There was general agreement among most authors at GHGT-51 as to the choice of the relevant technologies that might be applied in the immediate future for the capture of carbon dioxide released in the generation of electricity. There was somewhat more uncertainty concerning the techniques for sequestration of this gas once captured. The situation is now complicated (at least in North America) by the generally higher price for natural gas than the reference values used to calculate the results in several of the studies presented at the Conference. This paper was prepared to review the results published at GHGT-5 in the context of the increased price of natural gas in Canada and the U.S.

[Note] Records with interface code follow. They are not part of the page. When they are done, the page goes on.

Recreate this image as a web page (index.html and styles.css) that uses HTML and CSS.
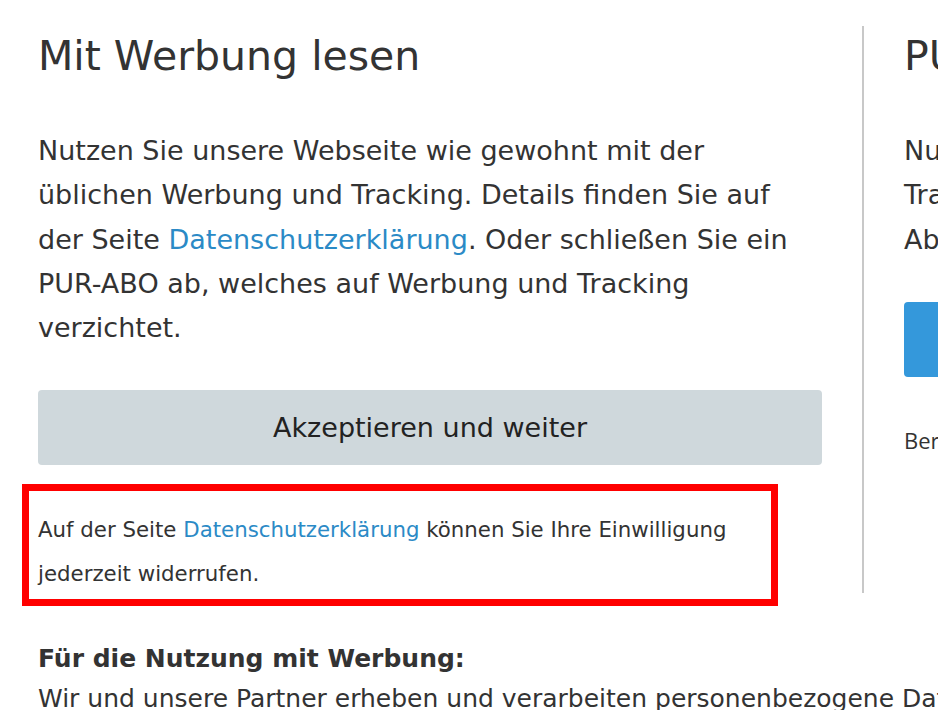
FILE: index.html
```html
<!DOCTYPE html>
<html lang="de">
<head>
  <meta charset="UTF-8">
  <title>Mit Werbung lesen</title>
  <link rel="stylesheet" href="styles.css">
</head>
<body>

  <div class="consent">
    <div class="columns">
      <div class="col col-ads">
        <h1>Mit Werbung lesen</h1>
        <p class="lead">Nutzen Sie unsere Webseite wie gewohnt mit der üblichen Werbung und Tracking. Details finden Sie auf der Seite <a href="#">Datenschutzerklärung</a>. Oder schließen Sie ein PUR-ABO ab, welches auf Werbung und Tracking verzichtet.</p>
        <button class="btn btn-accept">Akzeptieren und weiter</button>
        <div class="revoke">
          <p>Auf der Seite <a href="#">Datenschutzerklärung</a> können Sie Ihre Einwilligung jederzeit widerrufen.</p>
        </div>
      </div>

      <div class="col col-pur">
        <h1>PUR-ABO ohne Werbung</h1>
        <p class="lead">Nutzen Sie unsere Webseite ohne Werbung und ohne Tracking für nur 2,99 € im Monat mit monatlicher Abrechnung. Jederzeit kündbar.</p>
        <button class="btn btn-pur">Jetzt PUR-ABO abschließen</button>
        <p class="small">Bereits PUR-Abonnent? Hier anmelden</p>
      </div>
    </div>

    <div class="details">
      <h3>Für die Nutzung mit Werbung:</h3>
      <p>Wir und unsere Partner erheben und verarbeiten personenbezogene Daten.</p>
    </div>
  </div>

</body>
</html>
```

FILE: styles.css
```css
html, body {
  margin: 0;
  overflow: hidden;
  background: #fff;
}
body {
  font-family: "DejaVu Sans", sans-serif;
  color: #333;
}
a {
  color: #2b8ac6;
  text-decoration: none;
}
.consent {
  padding: 26px 0 0 38px;
  width: 1700px;
}
.columns {
  display: flex;
}
.col {
  width: 784px;
  flex: none;
}
.col-ads {
  padding-right: 40px;
}
.col-pur {
  border-left: 2px solid #c8c8c8;
  padding-left: 40px;
  height: 567px;
}
h1 {
  margin: 6px 0 0;
  font-size: 41px;
  font-weight: normal;
  line-height: 48px;
}
.lead {
  margin: 49px 0 0;
  font-size: 27px;
  line-height: 44.3px;
}
.btn {
  display: block;
  width: 100%;
  height: 75px;
  border: none;
  border-radius: 4px;
  font-family: inherit;
  font-size: 27px;
  cursor: pointer;
}
.btn-accept {
  margin-top: 40px;
  background: #cfd8dc;
  color: #222;
}
.btn-pur {
  margin-top: 40px;
  background: #3498db;
  color: #fff;
}
.revoke {
  margin: 19px 0 0 -16px;
  width: 733px;
  border: 7px solid #ff0000;
  padding: 17px 0 3px 9px;
}
.revoke p {
  margin: 0;
  font-size: 21.3px;
  line-height: 44px;
}
.small {
  margin: 48px 0 0;
  font-family: "Open Sans", sans-serif;
  font-size: 22px;
}
.details {
  padding-top: 35px;
}
.details h3 {
  margin: 0;
  font-size: 25px;
  line-height: 36px;
}
.details p {
  margin: 0;
  font-size: 25px;
  line-height: 44px;
  white-space: nowrap;
}
```
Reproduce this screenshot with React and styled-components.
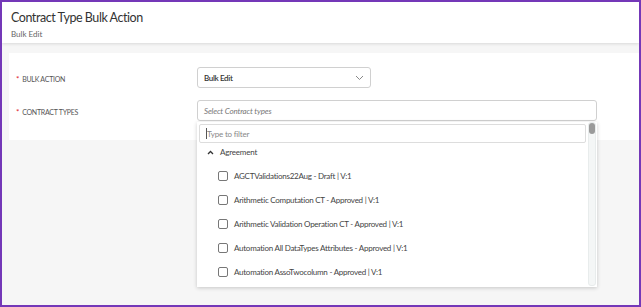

The North American gas market is steadily becoming more integrated. As the most recent example of these growing linkages, the Alliance Pipeline comes into service in late 2000 to move gas from North-Eastern B.C. to the Chicago district with the connecting Vector Pipeline starting deliveries to southwestern Ontario shortly thereafter. Late in 1999, the first gas from the Sable Island field off the Nova Scotia coast began serving the New England States. In the U.S., gas discoveries continue to be made in the Gulf of Mexico and some other regions. The four existing U.S. Liquefied Natural Gas (LNG) receiving ports in Massachusetts, Maryland, Georgia and Louisiana are becoming more active. It is possible exports will increase somewhat from Mexico to the U.S. in the next decades. Given continued high prices, it appears likely that at least one pipeline will be built to move gas south from reserves in both Alaska and the Canadian Arctic although at least six years will be needed before this new supply becomes available to markets in both countries.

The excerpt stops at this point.